▶ **EXERCISE**: Search the material below for the word "image" and copy every line in which it occurs.

(Code that builds pages)
________
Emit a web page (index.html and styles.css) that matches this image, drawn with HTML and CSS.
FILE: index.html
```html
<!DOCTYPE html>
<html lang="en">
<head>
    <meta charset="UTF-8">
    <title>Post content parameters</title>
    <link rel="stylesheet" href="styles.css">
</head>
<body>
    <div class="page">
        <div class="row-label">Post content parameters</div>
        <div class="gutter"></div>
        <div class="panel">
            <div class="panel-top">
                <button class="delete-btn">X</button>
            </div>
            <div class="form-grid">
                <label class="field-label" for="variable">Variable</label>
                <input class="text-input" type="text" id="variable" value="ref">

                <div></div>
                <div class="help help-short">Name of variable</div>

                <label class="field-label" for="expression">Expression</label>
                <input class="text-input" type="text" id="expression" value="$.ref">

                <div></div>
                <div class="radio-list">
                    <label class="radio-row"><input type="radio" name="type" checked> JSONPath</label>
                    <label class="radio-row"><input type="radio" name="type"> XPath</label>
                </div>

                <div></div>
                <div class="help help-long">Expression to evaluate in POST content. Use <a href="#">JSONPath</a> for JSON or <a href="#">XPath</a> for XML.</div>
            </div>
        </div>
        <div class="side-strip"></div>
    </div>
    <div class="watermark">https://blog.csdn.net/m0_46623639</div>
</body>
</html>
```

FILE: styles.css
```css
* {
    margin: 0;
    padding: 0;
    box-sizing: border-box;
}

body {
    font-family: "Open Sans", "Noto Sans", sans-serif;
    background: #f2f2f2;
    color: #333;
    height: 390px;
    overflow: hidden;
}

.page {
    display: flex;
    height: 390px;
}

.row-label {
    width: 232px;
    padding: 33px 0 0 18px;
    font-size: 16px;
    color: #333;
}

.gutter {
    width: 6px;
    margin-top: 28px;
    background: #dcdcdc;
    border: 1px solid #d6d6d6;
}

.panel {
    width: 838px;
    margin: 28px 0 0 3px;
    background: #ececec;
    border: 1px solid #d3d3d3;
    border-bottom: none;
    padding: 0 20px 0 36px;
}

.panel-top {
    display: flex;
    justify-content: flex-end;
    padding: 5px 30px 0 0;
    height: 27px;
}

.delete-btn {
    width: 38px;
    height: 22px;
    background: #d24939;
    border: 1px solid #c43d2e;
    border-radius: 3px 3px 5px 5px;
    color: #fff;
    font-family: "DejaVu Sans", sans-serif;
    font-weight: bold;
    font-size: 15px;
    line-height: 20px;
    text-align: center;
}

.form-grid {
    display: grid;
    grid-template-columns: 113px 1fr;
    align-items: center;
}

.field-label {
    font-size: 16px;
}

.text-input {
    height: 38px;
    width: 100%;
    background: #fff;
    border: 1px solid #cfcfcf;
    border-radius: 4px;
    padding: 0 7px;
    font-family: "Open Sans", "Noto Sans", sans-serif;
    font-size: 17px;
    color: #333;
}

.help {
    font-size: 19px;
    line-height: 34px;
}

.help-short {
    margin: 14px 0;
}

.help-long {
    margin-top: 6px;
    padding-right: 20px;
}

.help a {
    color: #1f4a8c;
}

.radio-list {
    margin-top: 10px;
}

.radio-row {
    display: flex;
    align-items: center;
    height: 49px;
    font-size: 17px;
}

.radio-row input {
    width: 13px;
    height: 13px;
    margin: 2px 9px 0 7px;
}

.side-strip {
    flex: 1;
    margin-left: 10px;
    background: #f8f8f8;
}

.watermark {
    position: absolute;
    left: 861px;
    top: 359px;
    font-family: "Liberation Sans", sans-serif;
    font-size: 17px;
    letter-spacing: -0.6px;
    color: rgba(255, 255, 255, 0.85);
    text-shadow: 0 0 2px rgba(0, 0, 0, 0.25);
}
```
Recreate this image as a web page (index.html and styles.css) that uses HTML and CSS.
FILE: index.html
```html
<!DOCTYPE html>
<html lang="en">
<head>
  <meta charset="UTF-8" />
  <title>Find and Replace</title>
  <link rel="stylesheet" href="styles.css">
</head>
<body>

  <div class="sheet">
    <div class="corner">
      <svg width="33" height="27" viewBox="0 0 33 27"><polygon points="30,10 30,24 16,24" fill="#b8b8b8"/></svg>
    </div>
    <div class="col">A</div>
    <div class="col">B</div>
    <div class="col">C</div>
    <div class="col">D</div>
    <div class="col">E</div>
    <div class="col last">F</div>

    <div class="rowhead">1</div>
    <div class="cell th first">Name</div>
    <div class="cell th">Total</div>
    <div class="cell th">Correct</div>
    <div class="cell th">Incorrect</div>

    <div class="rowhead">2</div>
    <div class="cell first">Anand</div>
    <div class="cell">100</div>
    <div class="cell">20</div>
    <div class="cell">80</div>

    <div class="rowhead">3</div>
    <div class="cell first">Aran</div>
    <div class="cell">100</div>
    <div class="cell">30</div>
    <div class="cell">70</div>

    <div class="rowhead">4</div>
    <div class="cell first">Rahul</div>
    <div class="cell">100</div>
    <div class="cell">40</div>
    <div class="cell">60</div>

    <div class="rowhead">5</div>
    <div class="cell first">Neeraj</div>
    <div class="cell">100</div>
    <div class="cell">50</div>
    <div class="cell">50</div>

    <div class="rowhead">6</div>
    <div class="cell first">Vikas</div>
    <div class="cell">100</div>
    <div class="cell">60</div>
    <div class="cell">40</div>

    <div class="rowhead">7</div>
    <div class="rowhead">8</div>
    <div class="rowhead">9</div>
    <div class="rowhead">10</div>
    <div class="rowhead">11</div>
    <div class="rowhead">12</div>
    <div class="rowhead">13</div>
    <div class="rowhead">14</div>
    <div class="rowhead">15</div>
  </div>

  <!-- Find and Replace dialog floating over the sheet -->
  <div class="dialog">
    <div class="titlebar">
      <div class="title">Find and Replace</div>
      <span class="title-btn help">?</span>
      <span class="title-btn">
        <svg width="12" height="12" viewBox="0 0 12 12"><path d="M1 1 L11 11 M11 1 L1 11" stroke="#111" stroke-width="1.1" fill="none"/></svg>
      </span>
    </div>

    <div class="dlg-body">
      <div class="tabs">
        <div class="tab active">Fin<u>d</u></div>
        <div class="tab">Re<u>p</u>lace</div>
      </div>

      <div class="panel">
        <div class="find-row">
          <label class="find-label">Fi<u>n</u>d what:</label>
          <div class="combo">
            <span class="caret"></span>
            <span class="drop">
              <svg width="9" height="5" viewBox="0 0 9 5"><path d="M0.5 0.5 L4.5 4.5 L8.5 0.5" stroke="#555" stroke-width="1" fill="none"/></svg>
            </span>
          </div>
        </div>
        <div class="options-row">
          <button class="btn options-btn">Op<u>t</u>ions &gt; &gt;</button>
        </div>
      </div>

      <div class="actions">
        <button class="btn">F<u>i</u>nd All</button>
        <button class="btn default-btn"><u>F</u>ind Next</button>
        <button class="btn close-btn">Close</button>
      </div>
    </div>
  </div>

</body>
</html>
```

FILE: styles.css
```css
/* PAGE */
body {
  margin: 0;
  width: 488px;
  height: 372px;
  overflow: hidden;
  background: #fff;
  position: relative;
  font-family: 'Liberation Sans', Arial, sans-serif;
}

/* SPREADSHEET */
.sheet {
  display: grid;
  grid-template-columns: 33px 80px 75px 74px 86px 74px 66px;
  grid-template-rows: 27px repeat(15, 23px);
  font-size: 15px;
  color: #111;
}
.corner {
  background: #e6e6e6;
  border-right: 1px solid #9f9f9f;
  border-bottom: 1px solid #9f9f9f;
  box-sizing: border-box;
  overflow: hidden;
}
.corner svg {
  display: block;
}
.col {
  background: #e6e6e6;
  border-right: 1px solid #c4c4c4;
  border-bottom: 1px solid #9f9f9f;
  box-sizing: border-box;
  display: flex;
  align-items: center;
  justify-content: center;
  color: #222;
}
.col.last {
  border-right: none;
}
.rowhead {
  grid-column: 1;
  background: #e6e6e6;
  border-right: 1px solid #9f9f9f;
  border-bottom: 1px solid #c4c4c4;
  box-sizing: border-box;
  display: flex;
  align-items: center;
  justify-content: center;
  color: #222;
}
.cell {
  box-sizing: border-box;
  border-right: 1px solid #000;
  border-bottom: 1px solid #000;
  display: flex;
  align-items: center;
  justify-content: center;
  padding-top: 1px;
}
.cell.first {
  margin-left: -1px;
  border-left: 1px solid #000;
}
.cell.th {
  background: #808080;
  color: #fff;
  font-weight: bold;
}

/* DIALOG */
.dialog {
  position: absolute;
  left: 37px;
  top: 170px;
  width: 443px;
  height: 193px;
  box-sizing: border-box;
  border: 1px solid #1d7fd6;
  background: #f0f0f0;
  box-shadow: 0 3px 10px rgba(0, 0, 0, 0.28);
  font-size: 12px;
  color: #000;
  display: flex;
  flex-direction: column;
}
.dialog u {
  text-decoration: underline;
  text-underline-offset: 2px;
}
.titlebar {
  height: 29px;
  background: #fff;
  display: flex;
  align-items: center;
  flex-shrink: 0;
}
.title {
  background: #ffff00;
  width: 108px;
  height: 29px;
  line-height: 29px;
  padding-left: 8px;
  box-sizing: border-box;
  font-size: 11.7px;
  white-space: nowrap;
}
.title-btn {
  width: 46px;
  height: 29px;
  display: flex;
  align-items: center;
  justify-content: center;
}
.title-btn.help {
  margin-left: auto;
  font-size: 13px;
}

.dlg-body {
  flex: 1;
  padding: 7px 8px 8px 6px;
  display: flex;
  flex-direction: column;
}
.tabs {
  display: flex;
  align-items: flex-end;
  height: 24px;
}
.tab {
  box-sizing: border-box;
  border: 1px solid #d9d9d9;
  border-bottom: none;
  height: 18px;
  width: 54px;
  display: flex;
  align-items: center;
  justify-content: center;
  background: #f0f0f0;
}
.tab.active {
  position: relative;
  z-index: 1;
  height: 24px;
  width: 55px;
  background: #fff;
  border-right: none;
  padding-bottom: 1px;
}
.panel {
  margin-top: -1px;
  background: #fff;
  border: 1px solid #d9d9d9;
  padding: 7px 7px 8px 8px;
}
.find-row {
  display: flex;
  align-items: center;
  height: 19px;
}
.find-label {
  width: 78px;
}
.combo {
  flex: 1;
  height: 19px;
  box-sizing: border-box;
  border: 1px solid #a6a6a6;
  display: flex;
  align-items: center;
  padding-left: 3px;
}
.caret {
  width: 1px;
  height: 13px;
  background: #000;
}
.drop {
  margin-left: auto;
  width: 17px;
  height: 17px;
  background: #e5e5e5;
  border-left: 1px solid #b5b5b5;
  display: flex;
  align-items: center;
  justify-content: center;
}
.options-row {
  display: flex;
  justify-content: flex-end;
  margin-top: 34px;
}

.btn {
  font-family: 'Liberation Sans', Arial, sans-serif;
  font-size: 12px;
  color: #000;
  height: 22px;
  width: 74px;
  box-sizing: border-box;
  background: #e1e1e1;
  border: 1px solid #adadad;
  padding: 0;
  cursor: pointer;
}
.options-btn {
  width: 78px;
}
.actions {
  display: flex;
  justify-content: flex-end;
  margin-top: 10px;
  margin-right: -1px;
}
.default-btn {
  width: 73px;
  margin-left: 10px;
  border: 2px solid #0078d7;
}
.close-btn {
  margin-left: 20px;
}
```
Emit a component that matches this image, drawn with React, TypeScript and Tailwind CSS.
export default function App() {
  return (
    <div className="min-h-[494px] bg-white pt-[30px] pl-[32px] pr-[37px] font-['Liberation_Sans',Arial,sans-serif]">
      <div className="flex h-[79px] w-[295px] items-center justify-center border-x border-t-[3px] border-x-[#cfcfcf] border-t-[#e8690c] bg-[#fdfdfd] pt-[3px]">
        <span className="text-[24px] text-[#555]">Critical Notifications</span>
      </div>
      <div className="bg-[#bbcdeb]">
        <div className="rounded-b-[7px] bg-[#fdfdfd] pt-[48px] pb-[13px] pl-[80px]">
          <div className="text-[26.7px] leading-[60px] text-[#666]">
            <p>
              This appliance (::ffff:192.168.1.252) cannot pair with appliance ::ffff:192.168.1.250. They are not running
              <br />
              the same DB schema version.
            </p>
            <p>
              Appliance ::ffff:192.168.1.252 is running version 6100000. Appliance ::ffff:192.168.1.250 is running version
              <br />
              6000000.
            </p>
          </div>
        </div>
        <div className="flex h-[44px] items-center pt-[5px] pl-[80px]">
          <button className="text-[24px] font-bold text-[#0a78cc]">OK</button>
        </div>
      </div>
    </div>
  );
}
________
▶ **RESULT**:
Emit a web page (index.html and styles.css) that matches this image, drawn with HTML and CSS.
Recreate this image as a web page (index.html and styles.css) that uses HTML and CSS.
Emit a component that matches this image, drawn with React, TypeScript and Tailwind CSS.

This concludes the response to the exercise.